There are a number of biosecurity planning tools and templates available to producers.
Producers should consider the following when selecting a biosecurity plan template:
- Is the template fit for purpose? – For producers who are new to biosecurity, there are basic templates available which can be used to capture what on-farm practices are already completed. There are also more comprehensive templates for producers who want to conduct an in-depth review of biosecurity management and highlight ways in which they can improve.
- Does the plan fit with the management practices on the farm? – There are both paper-based and digital tools available to producers to develop a biosecurity plan. Some digital tools require a paid subscription to a particular software (e.g. AgriWebb) while South Australian producers have access to PIRSA’s One Biosecurity (1B) platform.
- Is there an action plan component? – Developing an action plan alongside a biosecurity management plan provides producers with a roadmap on how to continuously improve their on-farm biosecurity management.
Property maps and zoning
A property map is an important part of any biosecurity management plan as it provides a visual representation of where a property can be entered into, as well as where roads and infrastructure are located. Maps can be captured and printed by using digital map tools such as Google Maps.

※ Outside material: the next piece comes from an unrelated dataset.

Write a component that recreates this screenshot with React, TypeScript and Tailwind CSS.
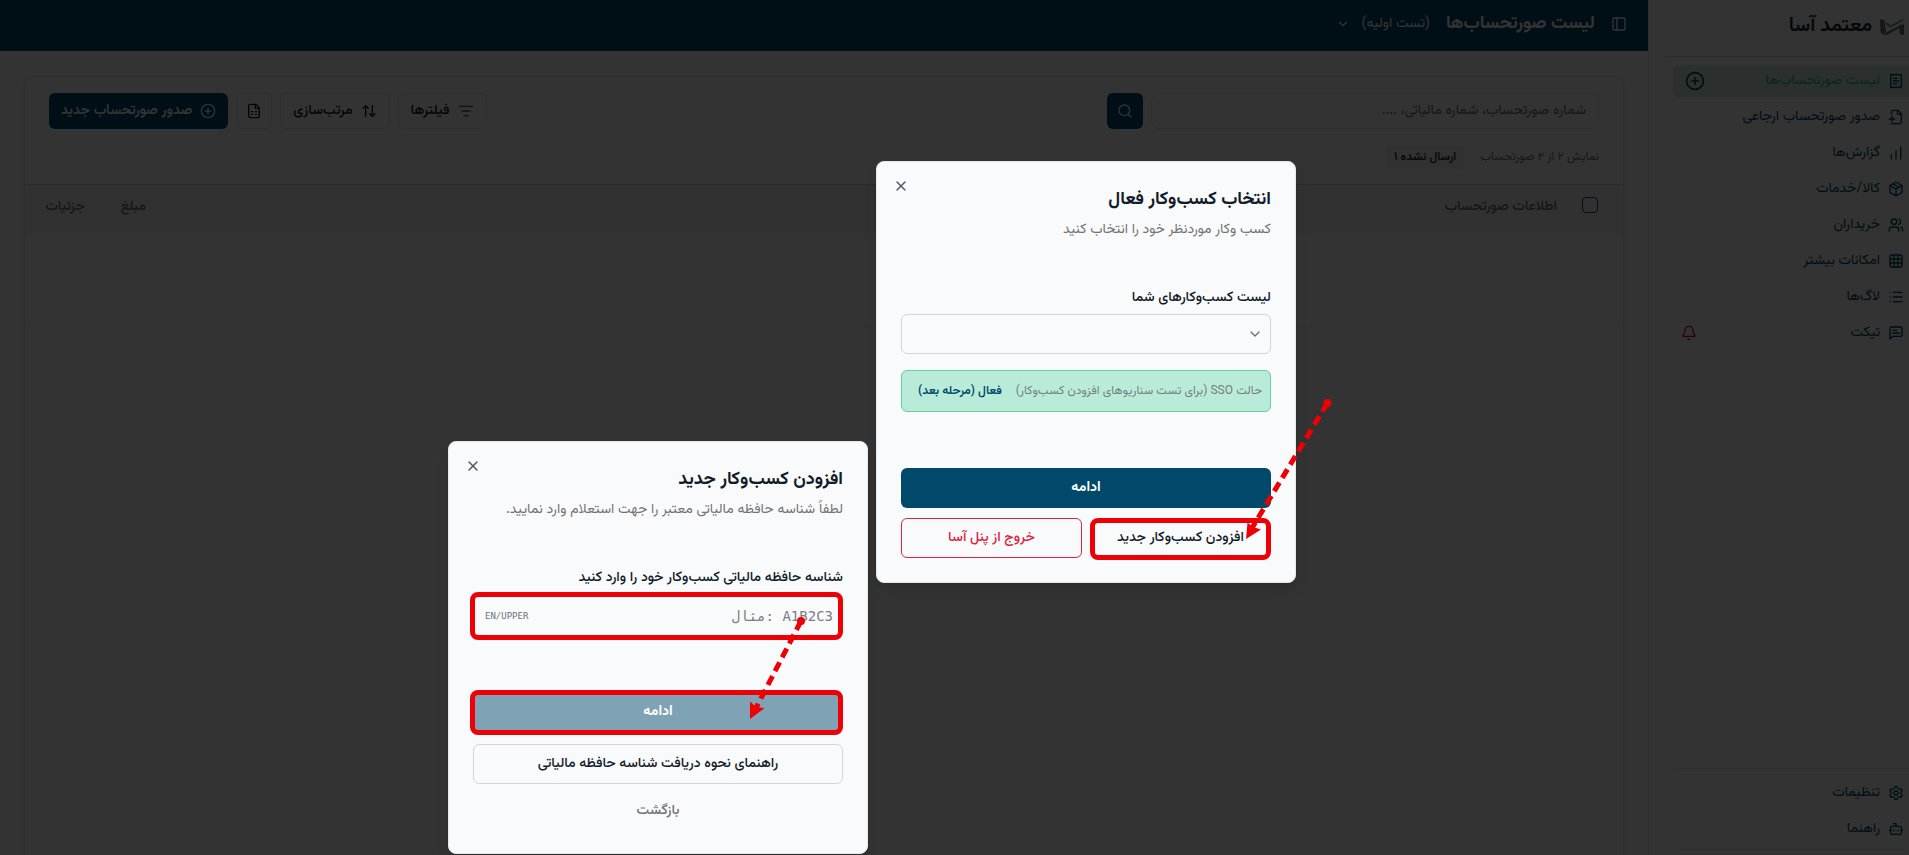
import type { ReactNode } from "react";
import {
  ArrowUpDown,
  Bell,
  Bot,
  ChartNoAxesColumnIncreasing,
  ChevronDown,
  CirclePlus,
  FileSpreadsheet,
  Grid3x3,
  List,
  ListFilter,
  Package,
  PanelLeft,
  ReceiptText,
  Search,
  Settings,
  Users,
  X,
} from "lucide-react";

function Logo() {
  return (
    <svg viewBox="0 0 24 17" className="h-[17px] w-6" fill="none">
      <path d="M0 1 4.5 2.5 6 13.5 3.5 17 0.5 14z" fill="#64748b" />
      <path d="M5 16.5 22 7.5" stroke="#64748b" strokeWidth="2.4" />
      <path d="M19.5 8 24 5.5V17l-4.5-1z" fill="#64748b" />
      <path d="M6 5 10.5 8.5 23.5 1.5" stroke="#34b98a" strokeWidth="1.6" />
    </svg>
  );
}

function ReturnInvoiceIcon() {
  return (
    <svg
      viewBox="0 0 24 24"
      className="size-4"
      fill="none"
      stroke="currentColor"
      strokeWidth="2"
      strokeLinecap="round"
      strokeLinejoin="round"
    >
      <path d="M5 22h13a2 2 0 0 0 2-2V7l-5-5H7a2 2 0 0 0-2 2v4" />
      <path d="M14 2v4a2 2 0 0 0 2 2h4" />
      <path d="M2 15h8" />
      <path d="M6 11v8" />
    </svg>
  );
}

function TicketIcon() {
  return (
    <svg
      viewBox="0 0 24 24"
      className="size-4"
      fill="none"
      stroke="currentColor"
      strokeWidth="2"
      strokeLinecap="round"
      strokeLinejoin="round"
    >
      <path d="M21 15a2 2 0 0 1-2 2H7l-4 4V5a2 2 0 0 1 2-2h14a2 2 0 0 1 2 2z" />
      <path d="M13 8H7" />
      <path d="M17 12H7" />
    </svg>
  );
}

const menu = [
  { label: "صدور صورتحساب ارجاعی", icon: <ReturnInvoiceIcon /> },
  {
    label: "گزارش‌ها",
    icon: <ChartNoAxesColumnIncreasing className="size-4" />,
  },
  { label: "کالا/خدمات", icon: <Package className="size-4" /> },
  { label: "خریداران", icon: <Users className="size-4" /> },
  { label: "امکانات بیشتر", icon: <Grid3x3 className="size-4" /> },
  { label: "لاگ‌ها", icon: <List className="size-4" /> },
];

function MenuLink({ label, icon }: { label: string; icon: ReactNode }) {
  return (
    <a href="#" className="flex h-8 items-center gap-2 pr-[5px]">
      {icon}
      {label}
    </a>
  );
}

function Sidebar() {
  return (
    <aside className="flex w-[261px] shrink-0 flex-col border-l border-gray-200 text-sm text-[#00496a]">
      <div className="ml-4 flex h-[57px] items-center gap-2 border-b border-gray-300 pr-[5px] pb-1">
        <Logo />
        <span className="text-xl font-semibold text-[#0c2a3e]">معتمد آسا</span>
      </div>

      <nav className="flex grow flex-col gap-1 pt-2 pl-6">
        <div className="flex items-center justify-between rounded-l-md bg-[#d5eee3] pl-3">
          <a
            href="#"
            className="flex h-8 items-center gap-2 pr-[5px] text-[#2ec48d]"
          >
            <ReceiptText className="size-4 text-[#00496a]" />
            لیست صورتحساب‌ها
          </a>
          <button aria-label="صورتحساب جدید">
            <CirclePlus className="size-5" />
          </button>
        </div>

        {menu.map((m) => (
          <MenuLink key={m.label} label={m.label} icon={m.icon} />
        ))}

        <div className="flex items-center justify-between pl-2">
          <MenuLink label="تیکت" icon={<TicketIcon />} />
          <Bell className="size-4 text-red-600" />
        </div>
      </nav>

      <div className="ml-6 flex flex-col gap-1 border-t border-gray-200 pt-2">
        <MenuLink label="تنظیمات" icon={<Settings className="size-4" />} />
        <MenuLink label="راهنما" icon={<Bot className="size-4" />} />
        <div className="mr-1.5 ml-2 h-1.5 border-t border-gray-200" />
      </div>
    </aside>
  );
}

function Toolbar() {
  return (
    <div className="px-6 pt-4 pb-[15px]">
      <div className="flex items-center justify-between">
        <div className="flex gap-2">
          <input
            aria-label="جستجو"
            placeholder="شماره صورتحساب، شماره مالیاتی، ...."
            className="h-9 w-[448px] rounded-lg border border-gray-200 px-3 text-sm placeholder:text-gray-500"
          />
          <button
            aria-label="جستجو"
            className="flex size-9 items-center justify-center rounded-md bg-[#00496a] text-white"
          >
            <Search className="size-4" />
          </button>
        </div>

        <div className="flex gap-2 text-sm font-medium text-gray-900">
          <button className="flex h-9 items-center gap-2 rounded-md border border-gray-200 px-3">
            <ListFilter className="size-4 text-gray-600" />
            فیلترها
          </button>
          <button className="flex h-9 items-center gap-2 rounded-md border border-gray-200 px-3">
            <ArrowUpDown className="size-4" />
            مرتب‌سازی
          </button>
          <button
            aria-label="خروجی اکسل"
            className="flex size-9 items-center justify-center rounded-md border border-gray-200"
          >
            <FileSpreadsheet className="size-4" />
          </button>
          <button className="flex h-9 items-center gap-2 rounded-md bg-[#00496a] px-3 font-semibold text-white">
            <CirclePlus className="size-4" />
            صدور صورتحساب جدید
          </button>
        </div>
      </div>

      <div className="mt-4 flex items-center gap-4 text-xs leading-6 text-gray-500">
        <span>نمایش ۲ از ۲ صورتحساب</span>
        <span className="rounded-sm bg-gray-100 px-2 font-medium text-gray-900">
          ارسال نشده ۱
        </span>
      </div>
    </div>
  );
}

function InvoiceTable() {
  return (
    <table className="w-full border-t border-gray-300 text-sm text-gray-500">
      <thead className="bg-gray-100">
        <tr className="h-12 text-right">
          <th className="w-[50px] pr-[25px] pb-2">
            <input
              type="checkbox"
              aria-label="انتخاب همه"
              className="block size-4 appearance-none rounded-sm border border-[#00496a]"
            />
          </th>
          <th className="px-4 pb-1 font-medium">اطلاعات صورتحساب</th>
          <th className="w-[61px] px-4 pb-1 font-medium">مبلغ</th>
          <th className="w-[76px] px-4 pb-1 font-medium">جزئیات</th>
        </tr>
      </thead>
      <tbody>
        <tr className="h-[94px] border-b border-gray-100">
          <td colSpan={4} />
        </tr>
      </tbody>
    </table>
  );
}

// red frame drawn over a control
function Highlight({ className }: { className: string }) {
  return (
    <span
      className={`pointer-events-none absolute rounded-lg border-[5px] border-[#ed0006] ${className}`}
    />
  );
}

function Dialog(props: {
  title: string;
  description: string;
  className: string;
  children: ReactNode;
}) {
  return (
    <section
      role="dialog"
      aria-label={props.title}
      className={`absolute w-[420px] rounded-lg border border-gray-200 bg-[#f9fafc] p-6 text-sm text-[#111c28] shadow-lg ${props.className}`}
    >
      <button
        aria-label="بستن"
        className="absolute top-4 left-4 text-gray-600"
      >
        <X className="size-4" />
      </button>
      <h2 className="text-lg leading-7 font-bold">{props.title}</h2>
      <p className="mt-1.5 leading-5 text-[#737373]">{props.description}</p>
      {props.children}
    </section>
  );
}

function SelectBusinessDialog() {
  return (
    <Dialog
      title="انتخاب کسب‌وکار فعال"
      description="کسب وکار موردنظر خود را انتخاب کنید"
      className="top-[161px] left-[876px]"
    >
      <label htmlFor="business" className="mt-12 block leading-5 font-medium">
        لیست کسب‌وکارهای شما
      </label>
      <div className="relative mt-1.5">
        <select
          id="business"
          className="h-10 w-full appearance-none rounded-md border border-gray-300 px-2"
        />
        <ChevronDown className="pointer-events-none absolute top-3 right-2 size-4 text-gray-500" />
      </div>

      <div className="mt-4 flex h-[42px] items-center gap-3.5 rounded-md border border-[#62d2a8] bg-[#b9ebd9] px-2 text-xs text-[#737f7b]">
        <span>حالت SSO (برای تست سناریوهای افزودن کسب‌وکار)</span>
        <button className="font-semibold text-[#00496a]">
          فعال (مرحله بعد)
        </button>
      </div>

      <button className="mt-14 h-10 w-full rounded-md bg-[#00496a] font-bold text-white">
        ادامه
      </button>
      <div className="mt-2.5 grid grid-cols-2 gap-2">
        <button className="relative h-10 rounded-md font-medium">
          افزودن کسب‌وکار جدید
          <Highlight className="inset-x-0 top-0 -bottom-0.5" />
        </button>
        <button className="h-10 rounded-md border border-[#dc2640] font-medium text-[#dc2640]">
          خروج از پنل آسا
        </button>
      </div>
    </Dialog>
  );
}

function AddBusinessDialog() {
  return (
    <Dialog
      title="افزودن کسب‌وکار جدید"
      description="لطفاً شناسه حافظه مالیاتی معتبر را جهت استعلام وارد نمایید."
      className="top-[441px] left-[448px]"
    >
      <label htmlFor="taxId" className="mt-12 block leading-5 font-medium">
        شناسه حافظه مالیاتی کسب‌وکار خود را وارد کنید
      </label>
      <div className="relative mt-1.5 font-['DejaVu_Sans_Mono',monospace]">
        <input
          id="taxId"
          dir="ltr"
          placeholder="مثال: A1B2C3"
          className="h-11 w-full pr-2.5 pl-20 text-right text-sm placeholder:text-[#7d7d80]"
        />
        <span className="absolute top-3 left-3 text-[9px] leading-5 text-gray-500">
          EN/UPPER
        </span>
        <Highlight className="-top-0.5 right-0 -bottom-0.5 -left-[3px]" />
      </div>

      <div className="relative mt-[54px]">
        <button
          disabled
          className="h-10 w-full rounded-md bg-[#7fa2b4] font-bold text-white"
        >
          ادامه
        </button>
        <Highlight className="-top-0.5 right-0 -bottom-[3px] -left-[3px]" />
      </div>
      <button className="mt-3 h-10 w-full rounded-md border border-gray-300 font-medium">
        راهنمای نحوه دریافت شناسه حافظه مالیاتی
      </button>
      <button className="mt-[9px] h-9 w-full font-medium text-[#737373]">
        بازگشت
      </button>
    </Dialog>
  );
}

function Arrows() {
  return (
    <svg
      className="pointer-events-none absolute inset-0 size-full"
      fill="#ed0006"
      stroke="none"
    >
      <circle cx="1327.5" cy="403" r="4" />
      <path
        d="M1327.5 403 1252 528"
        stroke="#ed0006"
        strokeWidth="5"
        strokeDasharray="10 5.5"
      />
      <path d="M1246 539 1247.5 522.5 1253 527 1261 529.5z" />
      <circle cx="801" cy="621" r="4" />
      <path
        d="M801 621 756 708"
        stroke="#ed0006"
        strokeWidth="5"
        strokeDasharray="10 5.5"
      />
      <path d="M750 719 750 701.5 756 707 764.5 708z" />
    </svg>
  );
}

export default function App() {
  return (
    <div
      dir="rtl"
      className="relative flex h-screen overflow-hidden bg-white font-[Vazirmatn,sans-serif]"
    >
      <Sidebar />

      <main className="flex min-w-0 grow flex-col">
        <header className="flex h-[51px] shrink-0 items-center gap-4 bg-[#00496a] px-[21px] pb-1 text-white">
          <button aria-label="نوار کناری">
            <PanelLeft className="size-4" />
          </button>
          <h1 className="text-lg font-bold">لیست صورتحساب‌ها</h1>
          <button className="flex items-center gap-3 text-sm">
            (تست اولیه)
            <ChevronDown className="size-3.5" />
          </button>
        </header>

        <div className="mx-6 mt-[25px] grow rounded-t-lg border border-b-0 border-gray-200 shadow-sm">
          <Toolbar />
          <InvoiceTable />
        </div>
      </main>

      <div className="absolute inset-0 bg-black/80">
        <SelectBusinessDialog />
        <AddBusinessDialog />
        <Arrows />
      </div>
    </div>
  );
}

Producers can do this by marking significant points on a copy of their farm map. Significant points include:
- Entry points to the property
- House, office and parking areas
- Roads and tracks
- Sheds, silos and machinery parking areas
- Other significant structures such as shearing sheds
- Production areas e.g. where crops are grown or livestock is grazed
- Any current or past hazardous areas e.g. rubbish dumps
- Significant weed infestations
- Water ways, troughs and dams
- Designated clean down areas
- Power lines, poles and meters
- Livestock yards
- Livestock quarantine areas
- Fodder feeding points
Once significant points are documented on the farm map, zoning should be considered. Zoning is the division of the property into separate areas to manage movement between and within these zones. A three-zone system (cool, warm and hot) helps to manage movement, create separation between different areas of farming activities and highlight areas where access needs to be monitored and managed (Table 1).
Review your plan
A biosecurity management plan and action plan should be reviewed at least annually to ensure the content is up to date and relevant.